**Instructions for the task**
Tally the lines below that contain the word "index", and give only that number.

**Data excerpt**
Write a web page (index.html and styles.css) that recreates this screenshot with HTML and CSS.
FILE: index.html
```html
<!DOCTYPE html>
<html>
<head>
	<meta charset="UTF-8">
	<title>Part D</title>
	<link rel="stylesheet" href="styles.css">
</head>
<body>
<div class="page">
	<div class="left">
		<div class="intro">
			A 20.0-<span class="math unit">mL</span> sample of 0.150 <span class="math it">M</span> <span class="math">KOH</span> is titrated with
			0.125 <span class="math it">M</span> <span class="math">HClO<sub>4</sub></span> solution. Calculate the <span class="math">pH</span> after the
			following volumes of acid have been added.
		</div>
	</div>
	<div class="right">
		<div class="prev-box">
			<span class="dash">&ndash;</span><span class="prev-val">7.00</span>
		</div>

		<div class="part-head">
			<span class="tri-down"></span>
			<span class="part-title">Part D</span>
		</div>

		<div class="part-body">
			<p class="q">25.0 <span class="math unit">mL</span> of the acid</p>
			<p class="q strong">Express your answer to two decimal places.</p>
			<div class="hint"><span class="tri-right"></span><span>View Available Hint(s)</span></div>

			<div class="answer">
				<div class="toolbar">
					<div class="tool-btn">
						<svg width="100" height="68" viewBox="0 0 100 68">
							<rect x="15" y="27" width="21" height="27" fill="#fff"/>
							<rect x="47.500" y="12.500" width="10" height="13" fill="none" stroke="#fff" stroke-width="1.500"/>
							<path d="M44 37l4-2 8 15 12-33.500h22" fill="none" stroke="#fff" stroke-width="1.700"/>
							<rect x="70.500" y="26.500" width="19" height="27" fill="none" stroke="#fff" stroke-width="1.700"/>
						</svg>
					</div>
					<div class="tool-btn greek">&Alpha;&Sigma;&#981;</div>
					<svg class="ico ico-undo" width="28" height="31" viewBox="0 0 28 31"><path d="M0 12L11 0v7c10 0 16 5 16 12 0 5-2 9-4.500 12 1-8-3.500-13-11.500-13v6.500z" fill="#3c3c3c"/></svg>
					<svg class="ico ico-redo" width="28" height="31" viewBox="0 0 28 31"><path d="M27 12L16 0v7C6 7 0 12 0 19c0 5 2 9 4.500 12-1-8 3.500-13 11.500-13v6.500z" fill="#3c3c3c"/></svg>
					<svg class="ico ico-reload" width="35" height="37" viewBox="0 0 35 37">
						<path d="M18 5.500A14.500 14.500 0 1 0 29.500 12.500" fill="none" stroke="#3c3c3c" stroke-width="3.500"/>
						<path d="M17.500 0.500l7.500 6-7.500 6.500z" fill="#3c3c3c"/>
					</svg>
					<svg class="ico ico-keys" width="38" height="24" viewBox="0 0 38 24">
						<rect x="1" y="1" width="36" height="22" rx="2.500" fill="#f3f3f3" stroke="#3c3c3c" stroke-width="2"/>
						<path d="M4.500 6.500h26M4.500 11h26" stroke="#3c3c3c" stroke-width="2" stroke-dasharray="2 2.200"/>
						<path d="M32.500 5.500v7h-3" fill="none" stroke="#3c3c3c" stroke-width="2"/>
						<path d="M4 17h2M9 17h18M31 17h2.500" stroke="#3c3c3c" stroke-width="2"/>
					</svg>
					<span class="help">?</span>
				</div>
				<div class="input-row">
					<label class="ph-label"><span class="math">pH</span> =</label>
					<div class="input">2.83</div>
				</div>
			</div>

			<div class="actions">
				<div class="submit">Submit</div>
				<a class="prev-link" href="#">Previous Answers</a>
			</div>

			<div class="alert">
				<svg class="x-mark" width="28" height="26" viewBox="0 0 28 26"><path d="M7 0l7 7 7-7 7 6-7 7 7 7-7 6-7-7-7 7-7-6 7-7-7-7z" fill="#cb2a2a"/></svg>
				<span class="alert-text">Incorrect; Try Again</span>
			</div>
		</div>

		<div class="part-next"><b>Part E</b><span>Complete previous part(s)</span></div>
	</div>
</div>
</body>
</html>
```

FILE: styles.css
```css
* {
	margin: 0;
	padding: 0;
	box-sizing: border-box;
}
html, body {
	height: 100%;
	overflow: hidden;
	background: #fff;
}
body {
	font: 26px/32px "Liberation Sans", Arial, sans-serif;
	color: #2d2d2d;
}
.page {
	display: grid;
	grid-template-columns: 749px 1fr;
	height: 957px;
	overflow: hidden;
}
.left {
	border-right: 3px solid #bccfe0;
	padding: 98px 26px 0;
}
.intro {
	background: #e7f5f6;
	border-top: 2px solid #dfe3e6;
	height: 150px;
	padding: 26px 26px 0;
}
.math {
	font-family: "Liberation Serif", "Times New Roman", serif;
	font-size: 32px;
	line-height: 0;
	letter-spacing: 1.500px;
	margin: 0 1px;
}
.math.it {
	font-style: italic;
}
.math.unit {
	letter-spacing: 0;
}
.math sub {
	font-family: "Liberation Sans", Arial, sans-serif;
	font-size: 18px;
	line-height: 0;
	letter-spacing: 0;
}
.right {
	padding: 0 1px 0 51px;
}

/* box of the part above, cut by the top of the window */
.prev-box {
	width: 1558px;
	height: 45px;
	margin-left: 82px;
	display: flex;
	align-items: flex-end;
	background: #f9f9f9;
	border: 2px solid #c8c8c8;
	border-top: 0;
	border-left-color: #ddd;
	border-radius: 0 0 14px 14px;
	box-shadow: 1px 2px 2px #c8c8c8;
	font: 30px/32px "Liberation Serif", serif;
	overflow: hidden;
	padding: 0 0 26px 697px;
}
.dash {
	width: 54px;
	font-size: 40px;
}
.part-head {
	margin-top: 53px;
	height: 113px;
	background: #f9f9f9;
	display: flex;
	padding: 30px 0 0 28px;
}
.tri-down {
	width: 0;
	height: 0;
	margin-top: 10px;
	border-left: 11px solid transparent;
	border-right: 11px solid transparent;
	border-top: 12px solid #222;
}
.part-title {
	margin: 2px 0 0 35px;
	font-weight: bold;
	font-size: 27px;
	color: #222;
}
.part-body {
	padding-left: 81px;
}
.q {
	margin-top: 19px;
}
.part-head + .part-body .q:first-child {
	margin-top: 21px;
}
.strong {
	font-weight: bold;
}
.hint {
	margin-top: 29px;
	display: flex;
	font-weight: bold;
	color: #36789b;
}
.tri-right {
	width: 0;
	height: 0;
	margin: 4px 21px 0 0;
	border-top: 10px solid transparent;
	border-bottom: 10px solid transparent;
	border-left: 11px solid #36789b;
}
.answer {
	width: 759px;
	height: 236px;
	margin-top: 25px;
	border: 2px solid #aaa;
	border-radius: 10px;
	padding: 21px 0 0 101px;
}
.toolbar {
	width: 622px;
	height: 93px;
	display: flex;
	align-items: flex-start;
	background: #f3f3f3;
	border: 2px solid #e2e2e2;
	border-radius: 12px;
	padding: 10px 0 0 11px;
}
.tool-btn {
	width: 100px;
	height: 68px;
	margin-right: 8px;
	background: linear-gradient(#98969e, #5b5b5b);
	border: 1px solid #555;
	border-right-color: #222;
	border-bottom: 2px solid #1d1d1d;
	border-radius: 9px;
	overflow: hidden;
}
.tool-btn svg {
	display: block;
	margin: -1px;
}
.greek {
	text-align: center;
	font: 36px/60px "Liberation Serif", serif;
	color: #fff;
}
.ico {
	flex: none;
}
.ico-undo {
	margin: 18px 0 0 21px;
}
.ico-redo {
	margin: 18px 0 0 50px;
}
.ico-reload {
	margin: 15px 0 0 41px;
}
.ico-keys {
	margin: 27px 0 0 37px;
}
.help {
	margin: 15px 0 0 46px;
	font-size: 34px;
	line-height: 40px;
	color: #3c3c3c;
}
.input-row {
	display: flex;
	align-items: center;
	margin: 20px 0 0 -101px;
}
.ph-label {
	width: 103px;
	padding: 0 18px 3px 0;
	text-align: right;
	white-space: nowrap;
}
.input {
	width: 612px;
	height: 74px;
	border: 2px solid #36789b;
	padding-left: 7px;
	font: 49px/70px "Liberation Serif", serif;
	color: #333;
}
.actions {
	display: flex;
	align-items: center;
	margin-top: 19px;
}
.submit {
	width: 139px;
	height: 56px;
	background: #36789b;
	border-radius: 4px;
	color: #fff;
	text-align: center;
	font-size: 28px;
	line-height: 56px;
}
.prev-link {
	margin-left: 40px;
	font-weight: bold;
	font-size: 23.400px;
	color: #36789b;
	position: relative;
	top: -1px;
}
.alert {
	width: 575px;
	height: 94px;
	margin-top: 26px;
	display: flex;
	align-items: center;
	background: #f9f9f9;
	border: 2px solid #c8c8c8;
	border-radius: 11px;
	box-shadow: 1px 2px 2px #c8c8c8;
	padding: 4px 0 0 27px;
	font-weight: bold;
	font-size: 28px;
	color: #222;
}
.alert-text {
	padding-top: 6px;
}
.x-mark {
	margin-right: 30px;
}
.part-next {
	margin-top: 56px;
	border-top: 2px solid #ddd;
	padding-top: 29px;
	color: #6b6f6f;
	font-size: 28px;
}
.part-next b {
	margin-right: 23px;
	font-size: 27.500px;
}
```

**Response to this exercise**
2